On Wings of Eagles [2016]

MPAA (PG-13)  Fr. Dennis (3 1/2 Stars)

IMDb listing

South China Morning Post (J. Marsh) review
Hollywood Reporter (C. Tsui) review

On Winds of Eagles [2016] (directed by Stephen Shin and Michael Parker, screenplay written by Rubby Xu, Christopher Chan, Stephen Shin and Michael Parker) is a largely Chinese financed, Christian based film on the final years of Eric Liddell [wikip] [IMDb] (played in the film by Joseph Fiennes) previously immortalized in Chariots of Fire [1981] as the Scottish Presbyterian athlete who had foregone a near certain gold medal at the 1924 Paris Olympic Games rather than run on a Sunday.  (His witness / sacrifice in this matter would seem all but _incomprehensible_ to many today ;-).

Well, the son of missionaries, after returning from the Olympics, he went along with his wife to China to serve as a Christian Missionary there.   This is where the current film picks-up Liddell's story and it focuses in particular on his years as a prisoner at a Japanese-run internment / concentration camp during WW II.

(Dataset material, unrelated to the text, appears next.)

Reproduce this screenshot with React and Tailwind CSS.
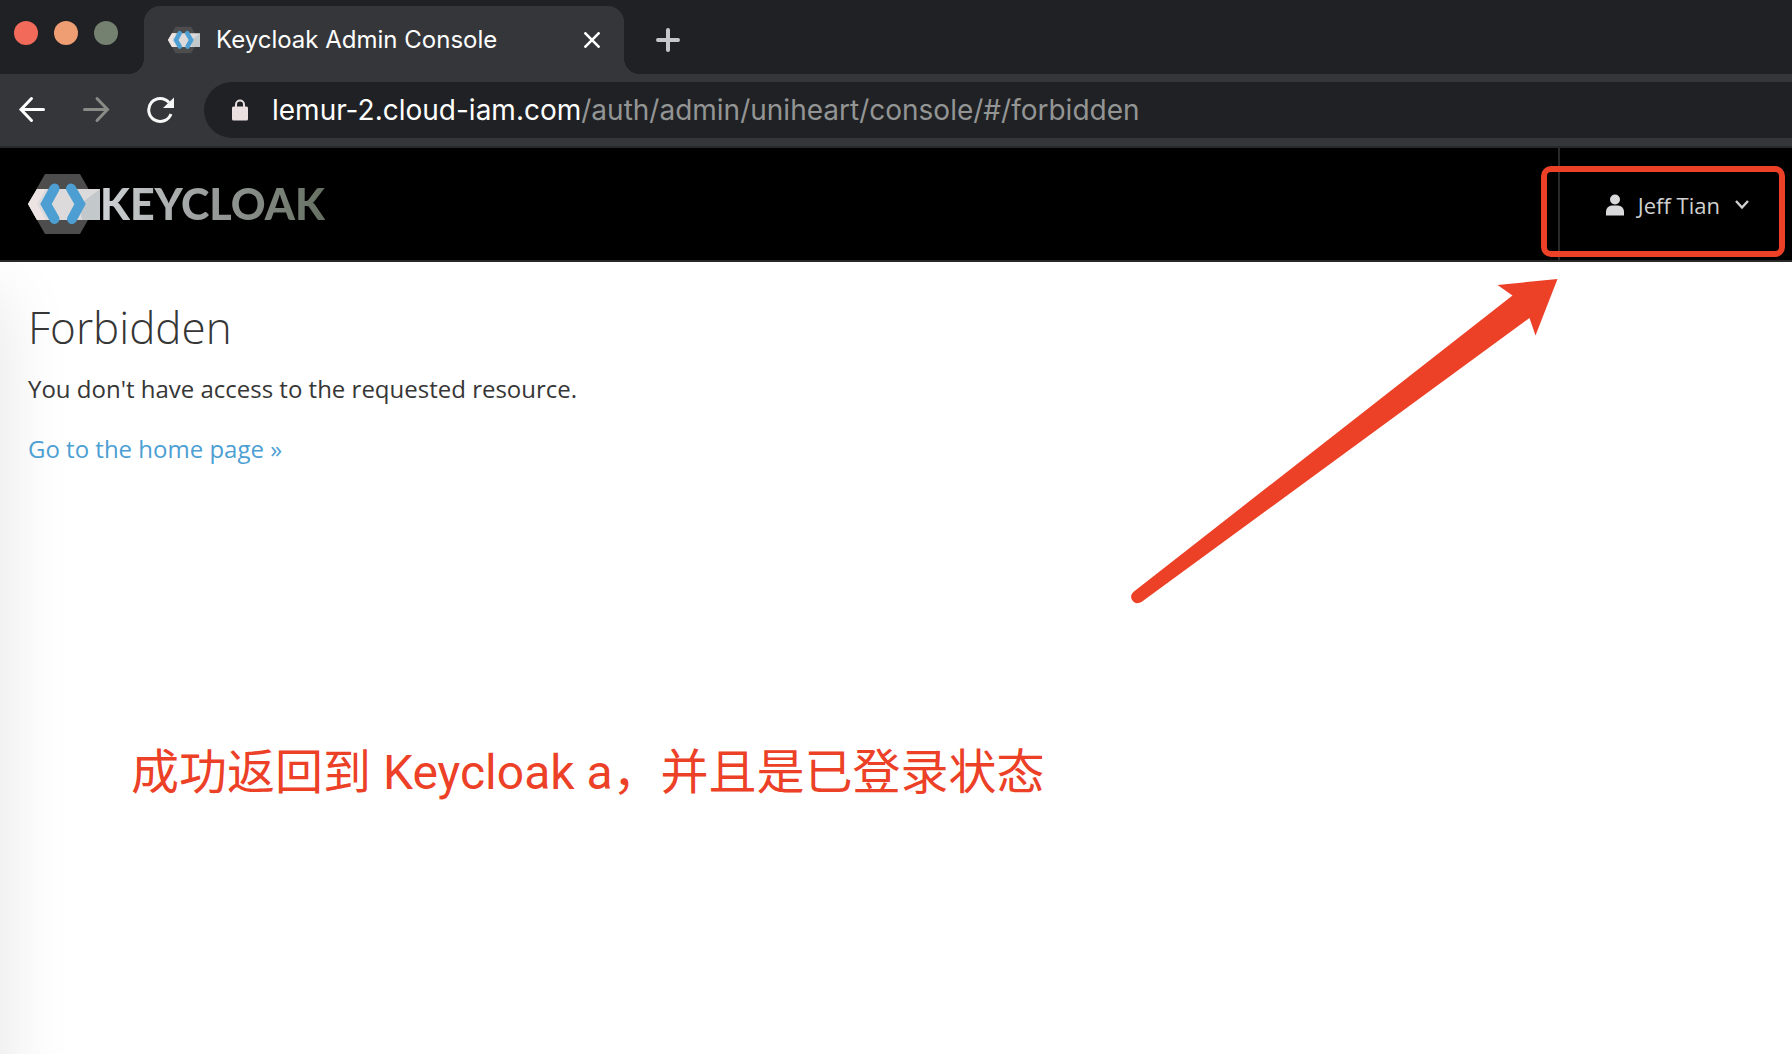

It's an inspirational story that honestly deserves to be told.  Many Viewers may be taken aback initially by the gentleness (arguably slow-movingness) of the story.  But then, this film was never intended for audiences of typical Hollywood fare.   Indeed, conceived, written and directed in good part by contemporary Chinese Christians, it reflects a gentleness / sensibility in storytelling that ought to be taken as a challenge / gentle rebuke to viewers and film makers the world over.

In a world marked by violence, why add to it?  Why not instead lift up examples of people who despite the violence / oppression that surrounded them, still tried to live gentle and principled lives instead.

Very nice, GENTLE yet still challenging film!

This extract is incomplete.